* THE PROBLEM: In the material below, list every line carrying the string "that".

-- start of RECORDS TO PROCESS --

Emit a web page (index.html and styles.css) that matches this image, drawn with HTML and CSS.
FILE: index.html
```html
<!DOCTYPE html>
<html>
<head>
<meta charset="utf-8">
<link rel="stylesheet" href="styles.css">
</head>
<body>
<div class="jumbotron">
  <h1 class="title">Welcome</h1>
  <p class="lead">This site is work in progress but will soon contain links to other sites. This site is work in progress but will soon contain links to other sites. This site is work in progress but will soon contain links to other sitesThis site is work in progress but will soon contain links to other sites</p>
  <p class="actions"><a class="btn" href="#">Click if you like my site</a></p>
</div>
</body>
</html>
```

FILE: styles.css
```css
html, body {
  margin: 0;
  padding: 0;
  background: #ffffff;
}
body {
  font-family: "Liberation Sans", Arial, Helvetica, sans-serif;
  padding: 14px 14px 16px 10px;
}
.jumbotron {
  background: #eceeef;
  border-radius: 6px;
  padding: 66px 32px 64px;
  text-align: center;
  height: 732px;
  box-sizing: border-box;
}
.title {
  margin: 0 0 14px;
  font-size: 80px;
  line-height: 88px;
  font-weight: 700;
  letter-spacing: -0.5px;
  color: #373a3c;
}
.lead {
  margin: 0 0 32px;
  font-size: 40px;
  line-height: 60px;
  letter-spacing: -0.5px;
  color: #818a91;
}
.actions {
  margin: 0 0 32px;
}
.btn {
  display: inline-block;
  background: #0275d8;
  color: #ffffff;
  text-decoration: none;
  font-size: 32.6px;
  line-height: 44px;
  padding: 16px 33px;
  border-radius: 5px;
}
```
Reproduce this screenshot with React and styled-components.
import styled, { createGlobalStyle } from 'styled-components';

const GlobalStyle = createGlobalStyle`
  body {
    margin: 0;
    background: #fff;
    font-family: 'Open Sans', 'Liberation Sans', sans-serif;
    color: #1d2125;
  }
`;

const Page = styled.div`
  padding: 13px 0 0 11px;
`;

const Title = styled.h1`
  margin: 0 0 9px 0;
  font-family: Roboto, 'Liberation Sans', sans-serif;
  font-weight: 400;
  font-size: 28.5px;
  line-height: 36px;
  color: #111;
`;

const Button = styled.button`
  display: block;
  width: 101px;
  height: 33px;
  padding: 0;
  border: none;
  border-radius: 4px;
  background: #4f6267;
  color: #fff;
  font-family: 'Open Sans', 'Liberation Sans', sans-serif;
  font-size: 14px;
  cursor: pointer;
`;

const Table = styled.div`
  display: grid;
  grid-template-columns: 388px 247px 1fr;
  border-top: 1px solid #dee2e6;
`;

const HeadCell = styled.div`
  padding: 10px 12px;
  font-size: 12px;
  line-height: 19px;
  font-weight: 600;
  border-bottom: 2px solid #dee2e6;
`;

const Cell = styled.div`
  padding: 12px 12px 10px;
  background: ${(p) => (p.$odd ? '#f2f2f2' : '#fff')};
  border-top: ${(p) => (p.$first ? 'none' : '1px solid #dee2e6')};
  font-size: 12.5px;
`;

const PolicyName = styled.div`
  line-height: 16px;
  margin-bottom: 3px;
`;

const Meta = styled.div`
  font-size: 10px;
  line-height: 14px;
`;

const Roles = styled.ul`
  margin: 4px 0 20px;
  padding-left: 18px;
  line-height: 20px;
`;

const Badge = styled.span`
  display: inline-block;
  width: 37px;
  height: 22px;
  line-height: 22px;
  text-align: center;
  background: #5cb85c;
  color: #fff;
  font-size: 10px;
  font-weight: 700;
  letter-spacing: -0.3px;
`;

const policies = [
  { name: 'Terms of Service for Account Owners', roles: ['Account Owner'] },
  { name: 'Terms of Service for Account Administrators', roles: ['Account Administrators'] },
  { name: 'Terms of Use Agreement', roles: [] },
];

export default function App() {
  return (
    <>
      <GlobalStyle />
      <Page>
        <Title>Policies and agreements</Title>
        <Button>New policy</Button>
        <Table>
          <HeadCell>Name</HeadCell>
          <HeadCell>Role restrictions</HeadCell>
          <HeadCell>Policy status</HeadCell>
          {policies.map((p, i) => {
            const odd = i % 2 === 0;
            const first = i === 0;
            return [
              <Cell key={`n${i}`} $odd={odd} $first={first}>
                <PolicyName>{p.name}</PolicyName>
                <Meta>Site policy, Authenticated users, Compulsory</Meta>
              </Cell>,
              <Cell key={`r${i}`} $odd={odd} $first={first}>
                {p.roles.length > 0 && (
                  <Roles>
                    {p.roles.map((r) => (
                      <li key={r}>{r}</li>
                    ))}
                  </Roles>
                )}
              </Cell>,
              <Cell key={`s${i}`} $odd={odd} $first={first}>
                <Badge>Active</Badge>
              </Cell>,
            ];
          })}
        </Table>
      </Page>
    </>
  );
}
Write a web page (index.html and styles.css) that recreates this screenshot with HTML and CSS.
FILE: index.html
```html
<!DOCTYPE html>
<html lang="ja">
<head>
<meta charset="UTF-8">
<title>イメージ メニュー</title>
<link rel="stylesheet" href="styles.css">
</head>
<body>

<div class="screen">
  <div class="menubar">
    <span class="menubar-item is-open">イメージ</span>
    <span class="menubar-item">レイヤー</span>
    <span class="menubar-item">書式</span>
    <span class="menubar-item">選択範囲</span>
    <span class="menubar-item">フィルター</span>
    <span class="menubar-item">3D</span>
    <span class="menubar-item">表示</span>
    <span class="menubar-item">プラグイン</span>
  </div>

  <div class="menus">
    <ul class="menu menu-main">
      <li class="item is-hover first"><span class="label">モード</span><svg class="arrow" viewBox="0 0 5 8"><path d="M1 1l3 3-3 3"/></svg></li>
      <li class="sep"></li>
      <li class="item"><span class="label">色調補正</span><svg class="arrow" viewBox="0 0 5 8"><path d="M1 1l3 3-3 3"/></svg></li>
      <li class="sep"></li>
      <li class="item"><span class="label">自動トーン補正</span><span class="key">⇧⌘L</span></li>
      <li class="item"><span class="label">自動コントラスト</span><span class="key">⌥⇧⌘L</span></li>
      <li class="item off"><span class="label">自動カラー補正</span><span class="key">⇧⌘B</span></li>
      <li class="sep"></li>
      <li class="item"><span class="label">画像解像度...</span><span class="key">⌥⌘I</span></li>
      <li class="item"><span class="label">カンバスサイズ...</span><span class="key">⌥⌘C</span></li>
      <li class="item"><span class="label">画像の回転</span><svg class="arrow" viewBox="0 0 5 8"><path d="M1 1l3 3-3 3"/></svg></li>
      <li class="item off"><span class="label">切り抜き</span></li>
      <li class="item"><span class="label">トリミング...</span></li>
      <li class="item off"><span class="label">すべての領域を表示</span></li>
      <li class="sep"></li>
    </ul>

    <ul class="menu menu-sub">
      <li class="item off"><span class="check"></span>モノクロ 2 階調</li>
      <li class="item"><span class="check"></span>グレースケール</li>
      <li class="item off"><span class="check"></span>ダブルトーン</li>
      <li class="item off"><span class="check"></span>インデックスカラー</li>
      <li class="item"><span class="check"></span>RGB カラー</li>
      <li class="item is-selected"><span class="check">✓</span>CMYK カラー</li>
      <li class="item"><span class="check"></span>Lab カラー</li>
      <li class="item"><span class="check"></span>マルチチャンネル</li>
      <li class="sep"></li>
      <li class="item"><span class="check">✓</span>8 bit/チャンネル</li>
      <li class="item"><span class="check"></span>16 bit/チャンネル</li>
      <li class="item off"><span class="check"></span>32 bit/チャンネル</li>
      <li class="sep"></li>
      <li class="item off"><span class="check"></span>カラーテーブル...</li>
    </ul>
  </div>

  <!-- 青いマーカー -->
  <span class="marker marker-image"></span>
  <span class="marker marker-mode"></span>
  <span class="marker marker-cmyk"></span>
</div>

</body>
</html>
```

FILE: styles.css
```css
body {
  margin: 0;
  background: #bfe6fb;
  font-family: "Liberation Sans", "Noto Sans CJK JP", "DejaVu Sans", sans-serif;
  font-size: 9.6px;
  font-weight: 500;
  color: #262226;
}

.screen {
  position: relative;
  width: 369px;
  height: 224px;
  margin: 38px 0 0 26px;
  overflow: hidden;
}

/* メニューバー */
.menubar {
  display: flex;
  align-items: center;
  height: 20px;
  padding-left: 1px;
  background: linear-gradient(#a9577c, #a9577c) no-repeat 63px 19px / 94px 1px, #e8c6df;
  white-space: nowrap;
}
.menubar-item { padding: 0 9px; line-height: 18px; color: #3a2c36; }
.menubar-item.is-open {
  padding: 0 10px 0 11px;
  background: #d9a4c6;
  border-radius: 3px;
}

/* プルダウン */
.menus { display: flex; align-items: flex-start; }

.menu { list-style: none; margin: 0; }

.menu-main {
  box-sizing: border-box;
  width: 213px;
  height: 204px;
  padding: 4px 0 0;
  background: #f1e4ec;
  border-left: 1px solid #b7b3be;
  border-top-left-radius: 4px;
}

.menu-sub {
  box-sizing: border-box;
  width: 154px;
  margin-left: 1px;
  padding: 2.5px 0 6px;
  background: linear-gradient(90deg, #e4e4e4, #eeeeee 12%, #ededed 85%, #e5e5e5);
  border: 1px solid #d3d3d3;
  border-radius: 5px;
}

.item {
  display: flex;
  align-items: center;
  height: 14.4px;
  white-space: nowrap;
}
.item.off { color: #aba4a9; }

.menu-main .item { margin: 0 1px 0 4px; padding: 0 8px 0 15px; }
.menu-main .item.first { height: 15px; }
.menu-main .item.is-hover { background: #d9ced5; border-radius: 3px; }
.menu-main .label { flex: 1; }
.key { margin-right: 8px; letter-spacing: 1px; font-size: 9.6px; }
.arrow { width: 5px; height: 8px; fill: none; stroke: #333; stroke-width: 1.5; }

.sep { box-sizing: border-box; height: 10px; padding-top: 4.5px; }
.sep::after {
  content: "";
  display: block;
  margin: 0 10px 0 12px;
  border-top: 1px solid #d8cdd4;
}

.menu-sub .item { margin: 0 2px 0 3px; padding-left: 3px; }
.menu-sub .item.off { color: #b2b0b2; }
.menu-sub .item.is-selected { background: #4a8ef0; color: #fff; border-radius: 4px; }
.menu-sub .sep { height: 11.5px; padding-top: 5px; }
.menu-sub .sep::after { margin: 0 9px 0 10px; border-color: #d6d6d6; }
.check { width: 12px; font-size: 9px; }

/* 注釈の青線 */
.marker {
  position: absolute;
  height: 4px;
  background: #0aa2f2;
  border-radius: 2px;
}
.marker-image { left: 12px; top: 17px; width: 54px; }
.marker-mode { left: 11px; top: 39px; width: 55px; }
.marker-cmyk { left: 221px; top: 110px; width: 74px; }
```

-- end of RECORDS TO PROCESS --

* CORRECT ANSWER:
Emit a web page (index.html and styles.css) that matches this image, drawn with HTML and CSS.
Write a web page (index.html and styles.css) that recreates this screenshot with HTML and CSS.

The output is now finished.